Set down every entry again word for word, please, but skip the pictures.

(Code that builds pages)
◆ ◆ ◆ ◆

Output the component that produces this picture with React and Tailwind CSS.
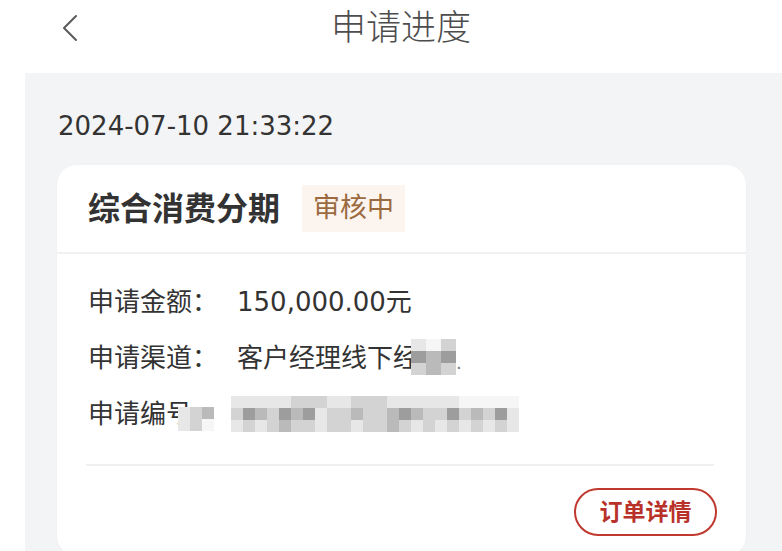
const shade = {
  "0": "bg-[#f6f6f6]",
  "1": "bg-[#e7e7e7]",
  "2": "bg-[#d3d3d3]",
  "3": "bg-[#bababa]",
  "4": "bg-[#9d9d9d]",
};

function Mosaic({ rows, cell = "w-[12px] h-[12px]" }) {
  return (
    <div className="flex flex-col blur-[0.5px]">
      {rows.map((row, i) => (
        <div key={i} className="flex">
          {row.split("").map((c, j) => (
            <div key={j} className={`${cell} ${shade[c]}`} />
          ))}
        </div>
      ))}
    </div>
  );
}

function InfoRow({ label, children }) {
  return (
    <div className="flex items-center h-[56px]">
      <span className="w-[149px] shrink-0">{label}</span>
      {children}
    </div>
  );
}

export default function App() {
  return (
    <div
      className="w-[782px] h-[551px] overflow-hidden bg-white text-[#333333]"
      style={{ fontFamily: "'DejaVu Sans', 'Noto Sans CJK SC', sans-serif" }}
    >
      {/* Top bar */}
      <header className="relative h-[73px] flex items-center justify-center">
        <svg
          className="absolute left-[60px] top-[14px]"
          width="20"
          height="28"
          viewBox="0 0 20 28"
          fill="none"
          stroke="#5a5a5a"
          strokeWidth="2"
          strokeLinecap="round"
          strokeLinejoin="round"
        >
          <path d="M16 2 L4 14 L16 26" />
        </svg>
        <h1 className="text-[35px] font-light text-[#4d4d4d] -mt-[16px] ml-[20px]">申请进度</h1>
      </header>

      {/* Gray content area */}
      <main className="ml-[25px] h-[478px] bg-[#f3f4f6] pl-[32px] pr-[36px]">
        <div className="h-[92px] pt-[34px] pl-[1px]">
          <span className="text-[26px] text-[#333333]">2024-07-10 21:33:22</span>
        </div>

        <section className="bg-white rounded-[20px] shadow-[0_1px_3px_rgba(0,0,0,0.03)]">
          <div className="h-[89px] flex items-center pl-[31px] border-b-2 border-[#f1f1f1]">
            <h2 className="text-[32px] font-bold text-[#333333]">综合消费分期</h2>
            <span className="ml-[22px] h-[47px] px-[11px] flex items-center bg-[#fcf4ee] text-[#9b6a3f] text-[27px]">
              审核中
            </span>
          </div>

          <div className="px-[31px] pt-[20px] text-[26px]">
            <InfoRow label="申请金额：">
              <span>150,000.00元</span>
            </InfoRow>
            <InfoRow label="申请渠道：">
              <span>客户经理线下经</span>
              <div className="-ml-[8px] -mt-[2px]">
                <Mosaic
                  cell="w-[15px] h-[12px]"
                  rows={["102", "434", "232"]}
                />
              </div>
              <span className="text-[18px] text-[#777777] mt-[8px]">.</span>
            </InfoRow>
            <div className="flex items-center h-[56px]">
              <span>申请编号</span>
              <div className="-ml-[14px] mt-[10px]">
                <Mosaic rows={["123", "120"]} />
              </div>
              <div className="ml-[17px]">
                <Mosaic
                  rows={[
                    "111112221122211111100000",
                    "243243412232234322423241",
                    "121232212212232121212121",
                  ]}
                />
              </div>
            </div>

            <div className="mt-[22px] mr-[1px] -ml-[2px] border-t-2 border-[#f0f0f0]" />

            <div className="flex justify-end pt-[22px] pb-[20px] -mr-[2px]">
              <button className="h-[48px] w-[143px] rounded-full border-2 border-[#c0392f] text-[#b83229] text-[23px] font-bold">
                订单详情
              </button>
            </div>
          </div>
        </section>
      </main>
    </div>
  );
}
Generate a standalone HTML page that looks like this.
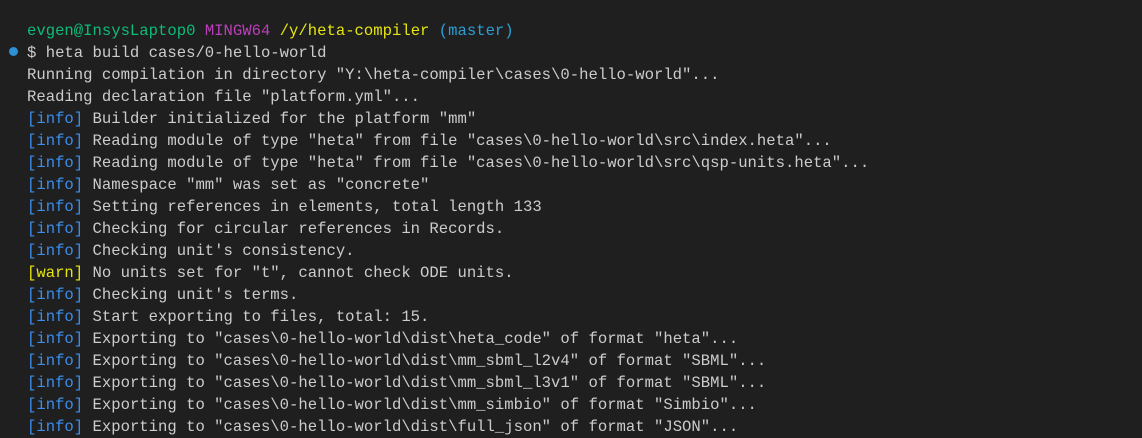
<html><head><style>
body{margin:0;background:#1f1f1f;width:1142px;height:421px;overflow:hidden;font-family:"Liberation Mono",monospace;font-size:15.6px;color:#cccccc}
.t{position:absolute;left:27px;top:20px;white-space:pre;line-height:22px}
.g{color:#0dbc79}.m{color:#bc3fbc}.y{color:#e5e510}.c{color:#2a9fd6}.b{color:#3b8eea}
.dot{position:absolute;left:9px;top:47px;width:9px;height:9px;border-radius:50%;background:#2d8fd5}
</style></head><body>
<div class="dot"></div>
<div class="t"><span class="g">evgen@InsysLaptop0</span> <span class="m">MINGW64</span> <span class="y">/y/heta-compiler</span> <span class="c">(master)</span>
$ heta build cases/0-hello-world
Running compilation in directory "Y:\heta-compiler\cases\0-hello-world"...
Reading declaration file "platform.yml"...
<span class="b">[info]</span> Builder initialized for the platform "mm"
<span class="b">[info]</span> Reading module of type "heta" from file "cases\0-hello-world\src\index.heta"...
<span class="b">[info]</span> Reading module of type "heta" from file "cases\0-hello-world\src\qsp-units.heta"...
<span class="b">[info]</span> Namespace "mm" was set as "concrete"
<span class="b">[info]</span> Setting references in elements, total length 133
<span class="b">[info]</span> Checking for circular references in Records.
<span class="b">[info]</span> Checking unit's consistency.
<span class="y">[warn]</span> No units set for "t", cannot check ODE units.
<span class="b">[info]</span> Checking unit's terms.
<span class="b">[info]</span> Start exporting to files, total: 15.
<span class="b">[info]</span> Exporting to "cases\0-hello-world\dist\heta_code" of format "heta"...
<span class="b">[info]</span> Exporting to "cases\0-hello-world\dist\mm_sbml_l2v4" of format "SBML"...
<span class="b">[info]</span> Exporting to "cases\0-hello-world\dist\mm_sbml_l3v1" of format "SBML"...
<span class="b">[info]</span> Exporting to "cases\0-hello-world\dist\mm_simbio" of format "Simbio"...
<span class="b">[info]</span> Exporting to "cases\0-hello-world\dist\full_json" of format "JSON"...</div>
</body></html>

◆ ◆ ◆ ◆

__Full answer__:
Output the component that produces this picture with React and Tailwind CSS.
const shade = {
  "0": "bg-[#f6f6f6]",
  "1": "bg-[#e7e7e7]",
  "2": "bg-[#d3d3d3]",
  "3": "bg-[#bababa]",
  "4": "bg-[#9d9d9d]",
};

function Mosaic({ rows, cell = "w-[12px] h-[12px]" }) {
  return (
    <div className="flex flex-col blur-[0.5px]">
      {rows.map((row, i) => (
        <div key={i} className="flex">
          {row.split("").map((c, j) => (
            <div key={j} className={`${cell} ${shade[c]}`} />
          ))}
        </div>
      ))}
    </div>
  );
}

function InfoRow({ label, children }) {
  return (
    <div className="flex items-center h-[56px]">
      <span className="w-[149px] shrink-0">{label}</span>
      {children}
    </div>
  );
}

export default function App() {
  return (
    <div
      className="w-[782px] h-[551px] overflow-hidden bg-white text-[#333333]"
      style={{ fontFamily: "'DejaVu Sans', 'Noto Sans CJK SC', sans-serif" }}
    >
      {/* Top bar */}
      <header className="relative h-[73px] flex items-center justify-center">
        <svg
          className="absolute left-[60px] top-[14px]"
          width="20"
          height="28"
          viewBox="0 0 20 28"
          fill="none"
          stroke="#5a5a5a"
          strokeWidth="2"
          strokeLinecap="round"
          strokeLinejoin="round"
        >
          <path d="M16 2 L4 14 L16 26" />
        </svg>
        <h1 className="text-[35px] font-light text-[#4d4d4d] -mt-[16px] ml-[20px]">申请进度</h1>
      </header>

      {/* Gray content area */}
      <main className="ml-[25px] h-[478px] bg-[#f3f4f6] pl-[32px] pr-[36px]">
        <div className="h-[92px] pt-[34px] pl-[1px]">
          <span className="text-[26px] text-[#333333]">2024-07-10 21:33:22</span>
        </div>

        <section className="bg-white rounded-[20px] shadow-[0_1px_3px_rgba(0,0,0,0.03)]">
          <div className="h-[89px] flex items-center pl-[31px] border-b-2 border-[#f1f1f1]">
            <h2 className="text-[32px] font-bold text-[#333333]">综合消费分期</h2>
            <span className="ml-[22px] h-[47px] px-[11px] flex items-center bg-[#fcf4ee] text-[#9b6a3f] text-[27px]">
              审核中
            </span>
          </div>

          <div className="px-[31px] pt-[20px] text-[26px]">
            <InfoRow label="申请金额：">
              <span>150,000.00元</span>
            </InfoRow>
            <InfoRow label="申请渠道：">
              <span>客户经理线下经</span>
              <div className="-ml-[8px] -mt-[2px]">
                <Mosaic
                  cell="w-[15px] h-[12px]"
                  rows={["102", "434", "232"]}
                />
              </div>
              <span className="text-[18px] text-[#777777] mt-[8px]">.</span>
            </InfoRow>
            <div className="flex items-center h-[56px]">
              <span>申请编号</span>
              <div className="-ml-[14px] mt-[10px]">
                <Mosaic rows={["123", "120"]} />
              </div>
              <div className="ml-[17px]">
                <Mosaic
                  rows={[
                    "111112221122211111100000",
                    "243243412232234322423241",
                    "121232212212232121212121",
                  ]}
                />
              </div>
            </div>

            <div className="mt-[22px] mr-[1px] -ml-[2px] border-t-2 border-[#f0f0f0]" />

            <div className="flex justify-end pt-[22px] pb-[20px] -mr-[2px]">
              <button className="h-[48px] w-[143px] rounded-full border-2 border-[#c0392f] text-[#b83229] text-[23px] font-bold">
                订单详情
              </button>
            </div>
          </div>
        </section>
      </main>
    </div>
  );
}
Generate a standalone HTML page that looks like this.
<html><head><style>
body{margin:0;background:#1f1f1f;width:1142px;height:421px;overflow:hidden;font-family:"Liberation Mono",monospace;font-size:15.6px;color:#cccccc}
.t{position:absolute;left:27px;top:20px;white-space:pre;line-height:22px}
.g{color:#0dbc79}.m{color:#bc3fbc}.y{color:#e5e510}.c{color:#2a9fd6}.b{color:#3b8eea}
.dot{position:absolute;left:9px;top:47px;width:9px;height:9px;border-radius:50%;background:#2d8fd5}
</style></head><body>
<div class="dot"></div>
<div class="t"><span class="g">evgen@InsysLaptop0</span> <span class="m">MINGW64</span> <span class="y">/y/heta-compiler</span> <span class="c">(master)</span>
$ heta build cases/0-hello-world
Running compilation in directory "Y:\heta-compiler\cases\0-hello-world"...
Reading declaration file "platform.yml"...
<span class="b">[info]</span> Builder initialized for the platform "mm"
<span class="b">[info]</span> Reading module of type "heta" from file "cases\0-hello-world\src\index.heta"...
<span class="b">[info]</span> Reading module of type "heta" from file "cases\0-hello-world\src\qsp-units.heta"...
<span class="b">[info]</span> Namespace "mm" was set as "concrete"
<span class="b">[info]</span> Setting references in elements, total length 133
<span class="b">[info]</span> Checking for circular references in Records.
<span class="b">[info]</span> Checking unit's consistency.
<span class="y">[warn]</span> No units set for "t", cannot check ODE units.
<span class="b">[info]</span> Checking unit's terms.
<span class="b">[info]</span> Start exporting to files, total: 15.
<span class="b">[info]</span> Exporting to "cases\0-hello-world\dist\heta_code" of format "heta"...
<span class="b">[info]</span> Exporting to "cases\0-hello-world\dist\mm_sbml_l2v4" of format "SBML"...
<span class="b">[info]</span> Exporting to "cases\0-hello-world\dist\mm_sbml_l3v1" of format "SBML"...
<span class="b">[info]</span> Exporting to "cases\0-hello-world\dist\mm_simbio" of format "Simbio"...
<span class="b">[info]</span> Exporting to "cases\0-hello-world\dist\full_json" of format "JSON"...</div>
</body></html>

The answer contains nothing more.